No prob.  We’ve just taken them down. . .  (Yeah.  There’s a real answer.  “We can’t see ’em, so they have no authority any more.”)

God’s still God.  He never rescinded His commands for living.  Not even one.  Hanging on the wall or not, you and I will face Him with how we shaped ourselves by those Ten Rules.

“Okay.  I’ve hung with you this far.  You’ve defined the problem.  Got any solutions, there, bub?”

  1. Put them back.  Even if only in your mind, PUT THEM BACK and live by them.
  2. Operate daily according to what they require.  They are, after all, commands.
  3. Reset your no-backing-up line.  You know–those boundaries that should have been there all along?  Make sure they line up with the Bible, then leave them in place.
  4. Get back to pleasing God by your daily living/working/playing/worshiping.  Be authentic as a disciple of Jesus.  Knock off the lunacy of trying to accomodate whoever you’re with right then and “love into the kingdom” the Lost.  You can love and still be firm in what you believe.  Not unkind; steady!  They may at first be uncomfortable with that, and they might even reject it – but they’ll respect you.
  5. Be clear in your heart and mind on where the line is for you separating the profane from the holy. Be consistent with it.  If there’s any question, don’t participate.  Your Christian witness is on the line.
  6. Be real sure you’re on the right side of the line–then stay there!  Our world needs it!

“Wow, Dan.  Um—–this is, ah . . . actually I was just kidding about that ‘bub’ part up there.”

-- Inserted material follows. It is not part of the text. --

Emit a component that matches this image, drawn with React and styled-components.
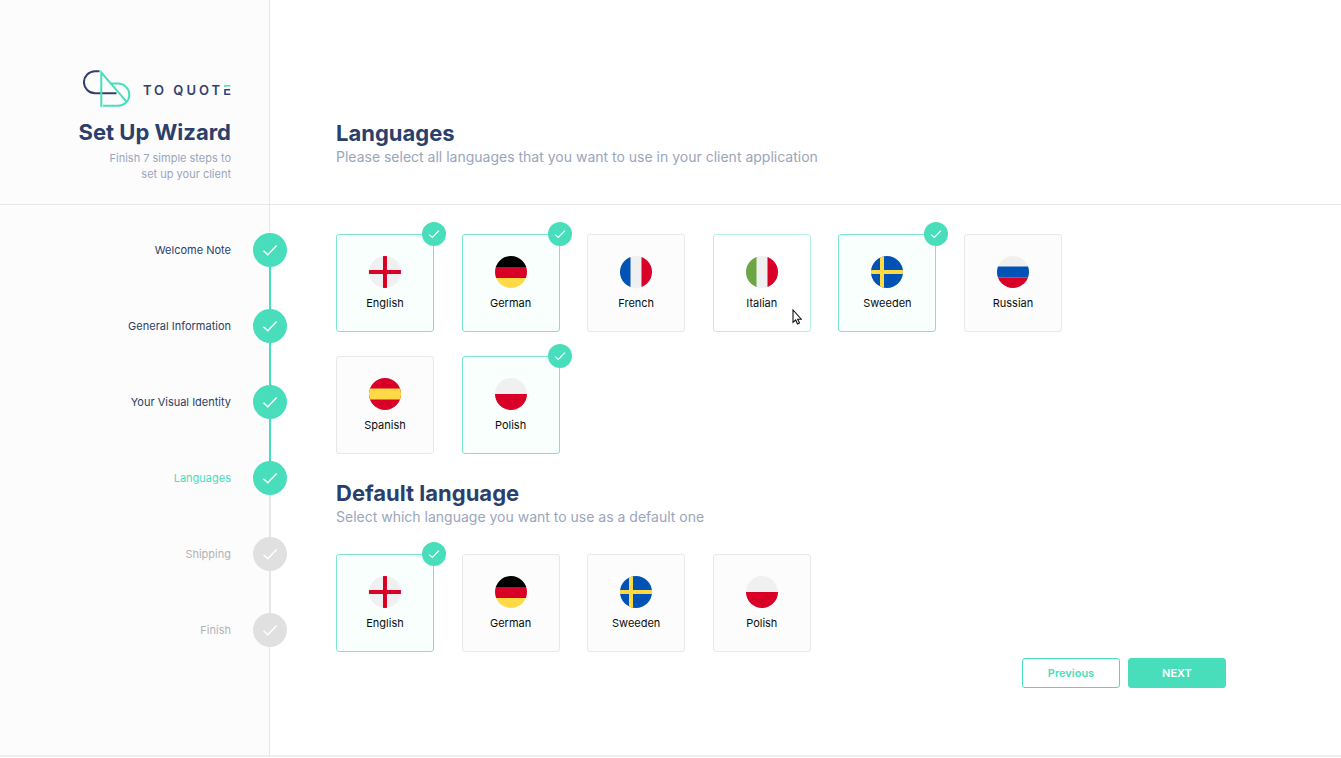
import React, { useState } from "react";
import styled, { createGlobalStyle, css } from "styled-components";

const c = {
  green: "#49debb",
  navy: "#2a406b",
  logoNavy: "#343f71",
  muted: "#9aa5bd",
  line: "#e6e6e6",
  off: "#e0e0e0",
};

const GlobalStyle = createGlobalStyle`
  *, *::before, *::after { box-sizing: border-box; }
  body {
    margin: 0;
    background: #fff;
    font-family: Inter, "Liberation Sans", sans-serif;
  }
`;

const Page = styled.div`
  display: grid;
  grid-template-columns: 270px 1fr;
  grid-template-rows: auto 1fr;
  min-height: calc(100vh - 1px);
  border-bottom: 2px solid #eee;
`;

const Brand = styled.header`
  display: flex;
  flex-direction: column;
  align-items: flex-end;
  padding: 70px 38px 22px 0;
  background: #fcfcfc;
  border-right: 1px solid ${c.line};
  border-bottom: 1px solid ${c.line};
  text-align: right;
`;

const Logo = styled.div`
  display: flex;
  align-items: center;
  gap: 12px;
  height: 38px;
  margin-bottom: 10px;
`;

const Wordmark = styled.span`
  font-size: 13px;
  font-weight: 600;
  line-height: 18px;
  letter-spacing: 3px;
  color: ${c.logoNavy};
  margin-top: 2px;
  margin-right: -3px;
`;

const TwoToneLetter = styled.span`
  background: linear-gradient(${c.green} 5px, transparent 5px, transparent 7px, ${c.logoNavy} 7px);
  background-clip: text;
  color: transparent;
`;

const Title = styled.h1`
  margin: 0;
  font-size: 22px;
  font-weight: 700;
  line-height: 28px;
  color: ${c.navy};
`;

const Heading = styled(Title).attrs({ as: "h2" })``;

const Tagline = styled.p`
  margin: 4px 0 0;
  font-size: 11px;
  line-height: 16px;
  color: ${c.muted};
`;

const Lead = styled.p`
  margin: 0;
  font-size: 14px;
  line-height: 20px;
  color: ${c.muted};
`;

const Intro = styled.div`
  display: flex;
  flex-direction: column;
  justify-content: flex-end;
  padding: 0 66px 37px;
  border-bottom: 1px solid ${c.line};
`;

const Sidebar = styled.nav`
  padding: 28px 0 32px;
  background: #fcfcfc;
  border-right: 1px solid ${c.line};
`;

const Steps = styled.ol`
  display: flex;
  flex-direction: column;
  gap: 42px;
  margin: 0 -18px 0 0;
  padding: 0;
  list-style: none;
`;

const StepItem = styled.li`
  position: relative;

  &:not(:last-child)::after {
    content: "";
    position: absolute;
    top: 34px;
    right: 16px;
    width: 2px;
    height: 42px;
    background: ${(p) => (p.$linked ? c.green : c.line)};
  }
`;

const stepColor = { done: c.navy, current: c.green, todo: "#b3b3b3" };

const StepLink = styled.a`
  display: flex;
  align-items: center;
  justify-content: flex-end;
  gap: 22px;
  font-size: 11px;
  line-height: 16px;
  color: ${(p) => stepColor[p.$state]};
  text-decoration: none;
`;

const StepDot = styled.span`
  display: grid;
  place-items: center;
  width: 34px;
  height: 34px;
  border-radius: 50%;
  background: ${(p) => (p.$state === "todo" ? c.off : c.green)};
`;

const Main = styled.main`
  padding: 29px 115px 32px 66px;
`;

const Group = styled.fieldset`
  min-width: 0;
  margin: 0;
  padding: 0;
  border: 0;
`;

const Tiles = styled.div`
  display: grid;
  grid-template-columns: repeat(auto-fill, 98px);
  justify-content: space-between;
  gap: 24px;
  max-width: 726px;
`;

const tileLook = {
  selected: css`
    background: #f8fffd;
    border-color: #7be6cd;
  `,
  hover: css`
    background: #fff;
    border-color: #b4f1e2;
  `,
  plain: css`
    background: #fcfcfc;
    border-color: #e8e8e8;
  `,
};

const Tile = styled.label`
  position: relative;
  display: flex;
  flex-direction: column;
  align-items: center;
  gap: 7px;
  height: 98px;
  padding-top: 21px;
  border: 1px solid;
  border-radius: 3px;
  font-size: 11px;
  line-height: 16px;
  color: #0c0c0c;
  cursor: pointer;
  ${(p) => tileLook[p.$look]}
`;

const HiddenInput = styled.input`
  position: absolute;
  inset: 0;
  width: 100%;
  height: 100%;
  margin: 0;
  opacity: 0;
  cursor: pointer;
`;

const Badge = styled.span`
  position: absolute;
  top: -13px;
  right: -13px;
  display: grid;
  place-items: center;
  width: 24px;
  height: 24px;
  border-radius: 50%;
  background: ${c.green};
`;

const Pointer = styled.svg`
  position: absolute;
  right: 8px;
  bottom: 6px;
`;

const SectionHead = styled.div`
  padding: 25px 0 27px;
`;

const Actions = styled.div`
  display: flex;
  justify-content: flex-end;
  gap: 8px;
  margin-top: 6px;
`;

const Button = styled.button`
  width: 98px;
  height: 30px;
  padding: 0;
  border: 1px solid ${c.green};
  border-radius: 3px;
  font: 600 11px/16px Inter, "Liberation Sans", sans-serif;
  color: ${(p) => (p.$primary ? "#fff" : c.green)};
  background: ${(p) => (p.$primary ? c.green : "#fff")};
  cursor: pointer;
`;

const Check = ({ size, weight }) => (
  <svg width={size} height={size} viewBox="0 0 16 16" fill="none" stroke="#fff" strokeWidth={weight} aria-hidden="true">
    <path d="M1.5 8.8 5.8 12.7 14.6 3.6" />
  </svg>
);

const flags = {
  English: (
    <>
      <rect width="32" height="32" fill="#f0f0f0" />
      <path d="M14 0h4v14h14v4H18v14h-4V18H0v-4h14z" fill="#d80027" />
    </>
  ),
  German: (
    <>
      <rect width="32" height="11" fill="#000" />
      <rect y="11" width="32" height="11" fill="#d80027" />
      <rect y="22" width="32" height="10" fill="#ffda44" />
    </>
  ),
  French: (
    <>
      <rect width="32" height="32" fill="#f0f0f0" />
      <rect width="10.5" height="32" fill="#0052b4" />
      <rect x="21.5" width="10.5" height="32" fill="#d80027" />
    </>
  ),
  Italian: (
    <>
      <rect width="32" height="32" fill="#f0f0f0" />
      <rect width="10.5" height="32" fill="#6da544" />
      <rect x="21.5" width="10.5" height="32" fill="#d80027" />
    </>
  ),
  Sweeden: (
    <>
      <rect width="32" height="32" fill="#0052b4" />
      <path d="M9 0h4v14h19v4H13v14H9V18H0v-4h9z" fill="#ffda44" />
    </>
  ),
  Russian: (
    <>
      <rect width="32" height="32" fill="#f0f0f0" />
      <rect y="10.5" width="32" height="11" fill="#0052b4" />
      <rect y="21.5" width="32" height="10.5" fill="#d80027" />
    </>
  ),
  Spanish: (
    <>
      <rect width="32" height="32" fill="#d80027" />
      <rect y="10.5" width="32" height="11" fill="#ffda44" />
    </>
  ),
  Polish: (
    <>
      <rect width="32" height="16" fill="#f0f0f0" />
      <rect y="16" width="32" height="16" fill="#d80027" />
    </>
  ),
};

const FlagSvg = styled.svg`
  display: block;
  border-radius: 50%;
`;

const Flag = ({ name }) => (
  <FlagSvg width="32" height="32" viewBox="0 0 32 32" aria-hidden="true">
    {flags[name]}
  </FlagSvg>
);

const LogoMark = () => (
  <svg width="48" height="38" viewBox="0 0 48 38" fill="none" strokeWidth="2" aria-hidden="true">
    <path d="M16.5 1.2H12A11 11 0 0 0 12 23.3h21.5" stroke={c.logoNavy} />
    <path d="M18.3 37V2.5L43.3 31.3M28 13.6h7.2a11 11 0 0 1 0 22.2H20" stroke={c.green} />
  </svg>
);

const LanguageTile = ({ name, type, group, checked, hovered, onChange }) => (
  <Tile $look={checked ? "selected" : hovered ? "hover" : "plain"}>
    <HiddenInput type={type} name={group} value={name} checked={checked} onChange={onChange} />
    <Flag name={name} />
    {name}
    {checked && (
      <Badge>
        <Check size={12} weight="1.6" />
      </Badge>
    )}
    {hovered && (
      <Pointer width="10" height="16" viewBox="0 0 10 16" aria-hidden="true">
        <path d="M1 1v12.4l2.7-2.4 1.8 4 2-.9-1.8-3.9h3.6z" fill="#fff" stroke="#111" strokeWidth="1.1" />
      </Pointer>
    )}
  </Tile>
);

const steps = [
  ["Welcome Note", "done"],
  ["General Information", "done"],
  ["Your Visual Identity", "done"],
  ["Languages", "current"],
  ["Shipping", "todo"],
  ["Finish", "todo"],
];

const languages = ["English", "German", "French", "Italian", "Sweeden", "Russian", "Spanish", "Polish"];

export default function App() {
  const [selected, setSelected] = useState(["English", "German", "Sweeden", "Polish"]);
  const [fallback, setFallback] = useState("English");

  const toggle = (name) =>
    setSelected((now) => (now.includes(name) ? now.filter((n) => n !== name) : [...now, name]));

  return (
    <>
      <GlobalStyle />
      <Page>
        <Brand>
          <Logo>
            <LogoMark />
            <Wordmark>
              TO QUOT<TwoToneLetter>E</TwoToneLetter>
            </Wordmark>
          </Logo>
          <Title>Set Up Wizard</Title>
          <Tagline>
            Finish 7 simple steps to
            <br />
            set up your client
          </Tagline>
        </Brand>
        <Intro>
          <Heading id="languages">Languages</Heading>
          <Lead>Please select all languages that you want to use in your client application</Lead>
        </Intro>
        <Sidebar aria-label="Setup steps">
          <Steps>
            {steps.map(([label, state]) => (
              <StepItem key={label} $linked={state === "done"}>
                <StepLink href="#" $state={state} aria-current={state === "current" ? "step" : undefined}>
                  {label}
                  <StepDot $state={state}>
                    <Check size={16} weight="1.5" />
                  </StepDot>
                </StepLink>
              </StepItem>
            ))}
          </Steps>
        </Sidebar>
        <Main>
          <Group aria-labelledby="languages">
            <Tiles>
              {languages.map((name) => (
                <LanguageTile
                  key={name}
                  name={name}
                  type="checkbox"
                  group="languages"
                  checked={selected.includes(name)}
                  hovered={name === "Italian"}
                  onChange={() => toggle(name)}
                />
              ))}
            </Tiles>
          </Group>
          <SectionHead>
            <Heading id="default-language">Default language</Heading>
            <Lead>Select which language you want to use as a default one</Lead>
          </SectionHead>
          <Group aria-labelledby="default-language">
            <Tiles>
              {languages
                .filter((name) => selected.includes(name))
                .map((name) => (
                  <LanguageTile
                    key={name}
                    name={name}
                    type="radio"
                    group="default-language"
                    checked={fallback === name}
                    onChange={() => setFallback(name)}
                  />
                ))}
            </Tiles>
          </Group>
          <Actions>
            <Button type="button">Previous</Button>
            <Button type="button" $primary>
              NEXT
            </Button>
          </Actions>
        </Main>
      </Page>
    </>
  );
}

Yeah, I know.  I’m not.  God’s not pleased with a pretty hefty slice of the Church that claims Jesus as Lord.  I can’t change the Church.  I can, though, make sure the ‘me’ I really am is pleasing to Him.  If that’s true, then all else in this life will fit.

I can also do my best to encourage you to do the same.  Know why?  Really?  You have to ask?

It’s because I love you and believe in you!